My final suggestion is a recapitalization of the banks. Bush's plan for bank reform didn't go nearly far enough. The basic problem of our financial system is not the lack of interstate banking; it is that bankers have an incentive to take bad risks, since it is heads they win, tails the FDIC loses. Until the 1980s this incentive did not cause too many problems because--thanks to government restrictions on competition--banking was such a profitable business that few bankers were tempted to gamble with their lucrative franchises. Nowadays, however, many banks have only paper-thin capital--that is, the value of their deposits and other debt is nearly as large as, or in some cases larger than, the value of their assets. This makes the incentive to gamble irresistible--indeed, banks that do not take undue risks cannot compete with those that do.
The only way to solve this problem is to require the owners of banks to put much more of their own money at stake--to raise capital requirements to levels far above what anyone is willing to talk about. Banks hate this idea; worse still, some banks will be unable to raise the capital and will have to be seized and recapitalized with public funds. Yet if we don't do this, the S&L mess will turn out to be only the first reel in an ongoing disaster film.
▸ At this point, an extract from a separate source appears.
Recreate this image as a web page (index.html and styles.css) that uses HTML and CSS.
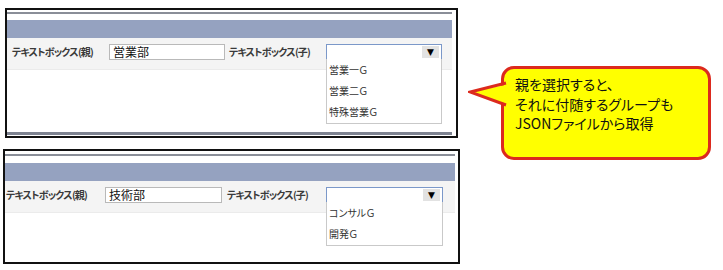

What will all of this accomplish? My wish list would do little to raise the U.S. growth rate over the next four or even eight years. Programs for children will not pay off economically until their targets enter the labor force; and investment in infrastructure, getting the prices of scarce resources right, and even eliminating the bad incentives in our financial system will take years to yield major fruits. The eventual payoffs, however, will be large. Two decades of short-termism in government (for Reagan did not begin the process) have damaged our economy but also created opportunities. Think of the U.S. economy as a "handyman special"--a house that has been neglected and looks awful, but that with a moderate amount of repair work can be radically improved. Nobody knows how to guarantee an economic miracle, but sometimes a new furnace and a fresh coat of paint can work wonders.